### Exercise description
Go through the material and write it all out exactly, minus the pictures.

** Begin Given data **

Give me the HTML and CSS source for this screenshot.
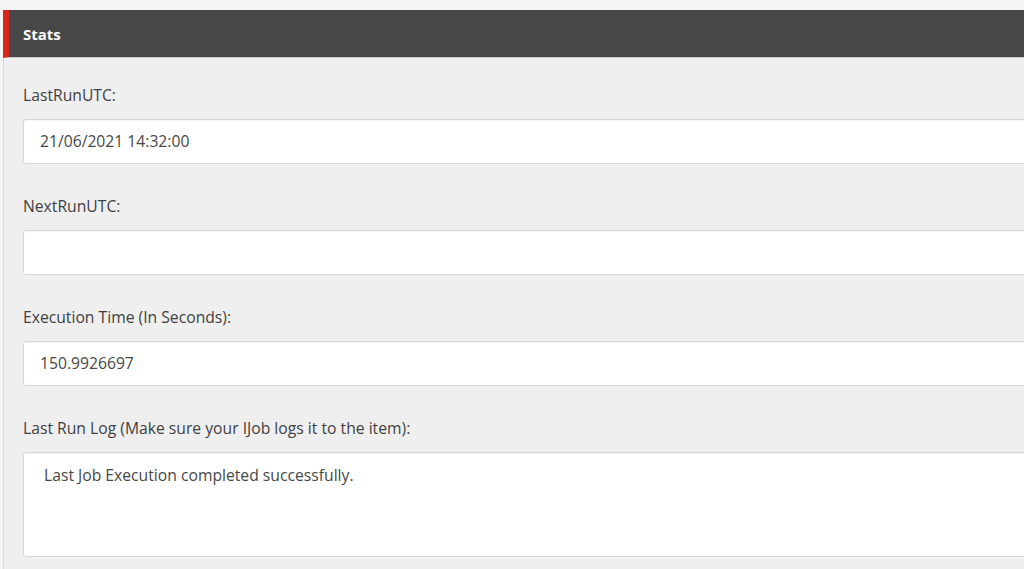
FILE: index.html
```html
<!DOCTYPE html>
<html>
<head>
<meta charset="utf-8">
<link rel="stylesheet" href="styles.css">
</head>
<body>
<div class="page">
  <section class="panel">
    <header class="panel-head">Stats</header>
    <div class="panel-body">
      <div class="field">
        <label class="field-label">LastRunUTC:</label>
        <div class="input">21/06/2021 14:32:00</div>
      </div>
      <div class="field">
        <label class="field-label">NextRunUTC:</label>
        <div class="input"></div>
      </div>
      <div class="field">
        <label class="field-label">Execution Time (In Seconds):</label>
        <div class="input">150.9926697</div>
      </div>
      <div class="field">
        <label class="field-label">Last Run Log (Make sure your IJob logs it to the item):</label>
        <div class="textarea">Last Job Execution completed successfully.</div>
      </div>
    </div>
  </section>
</div>
</body>
</html>
```
FILE: styles.css
```css
html, body {
  margin: 0;
  padding: 0;
  overflow: hidden;
}
body {
  background: #f4f4f4;
  font-family: "Open Sans", "Liberation Sans", sans-serif;
  font-size: 15.7px;
  color: #3f3f3f;
}
.page {
  padding: 10px 0 0 3px;
  height: 569px;
  box-sizing: border-box;
}
.panel {
  width: 1060px;
  height: 100%;
  display: flex;
  flex-direction: column;
}
.panel-head {
  height: 47px;
  background: #474747;
  border-left: 6px solid #d9261c;
  border-bottom: 1px solid #c9c9c9;
  color: #fff;
  font-weight: 700;
  font-size: 15px;
  line-height: 48px;
  padding-left: 14px;
}
.panel-body {
  flex: 1;
  background: #efefef;
  border-left: 1px solid #dadada;
  padding: 26px 0 0 19px;
  display: flex;
  flex-direction: column;
  gap: 31px;
}
.field {
  display: flex;
  flex-direction: column;
  gap: 13px;
}
.field-label {
  line-height: 22px;
  height: 22px;
}
.input, .textarea {
  background: #fff;
  border: 1px solid #d6d6d6;
  border-radius: 3px;
  box-shadow: inset 0 1px 1px rgba(0,0,0,0.04);
  box-sizing: border-box;
  color: #474747;
}
.input {
  height: 45px;
  line-height: 43px;
  padding-left: 16px;
}
.textarea {
  height: 105px;
  padding: 11px 0 0 20px;
  line-height: 22px;
}
```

** End Given data **

### Reply to the exercise
Give me the HTML and CSS source for this screenshot.
FILE: index.html
```html
<!DOCTYPE html>
<html>
<head>
<meta charset="utf-8">
<link rel="stylesheet" href="styles.css">
</head>
<body>
<div class="page">
  <section class="panel">
    <header class="panel-head">Stats</header>
    <div class="panel-body">
      <div class="field">
        <label class="field-label">LastRunUTC:</label>
        <div class="input">21/06/2021 14:32:00</div>
      </div>
      <div class="field">
        <label class="field-label">NextRunUTC:</label>
        <div class="input"></div>
      </div>
      <div class="field">
        <label class="field-label">Execution Time (In Seconds):</label>
        <div class="input">150.9926697</div>
      </div>
      <div class="field">
        <label class="field-label">Last Run Log (Make sure your IJob logs it to the item):</label>
        <div class="textarea">Last Job Execution completed successfully.</div>
      </div>
    </div>
  </section>
</div>
</body>
</html>
```
FILE: styles.css
```css
html, body {
  margin: 0;
  padding: 0;
  overflow: hidden;
}
body {
  background: #f4f4f4;
  font-family: "Open Sans", "Liberation Sans", sans-serif;
  font-size: 15.7px;
  color: #3f3f3f;
}
.page {
  padding: 10px 0 0 3px;
  height: 569px;
  box-sizing: border-box;
}
.panel {
  width: 1060px;
  height: 100%;
  display: flex;
  flex-direction: column;
}
.panel-head {
  height: 47px;
  background: #474747;
  border-left: 6px solid #d9261c;
  border-bottom: 1px solid #c9c9c9;
  color: #fff;
  font-weight: 700;
  font-size: 15px;
  line-height: 48px;
  padding-left: 14px;
}
.panel-body {
  flex: 1;
  background: #efefef;
  border-left: 1px solid #dadada;
  padding: 26px 0 0 19px;
  display: flex;
  flex-direction: column;
  gap: 31px;
}
.field {
  display: flex;
  flex-direction: column;
  gap: 13px;
}
.field-label {
  line-height: 22px;
  height: 22px;
}
.input, .textarea {
  background: #fff;
  border: 1px solid #d6d6d6;
  border-radius: 3px;
  box-shadow: inset 0 1px 1px rgba(0,0,0,0.04);
  box-sizing: border-box;
  color: #474747;
}
.input {
  height: 45px;
  line-height: 43px;
  padding-left: 16px;
}
.textarea {
  height: 105px;
  padding: 11px 0 0 20px;
  line-height: 22px;
}
```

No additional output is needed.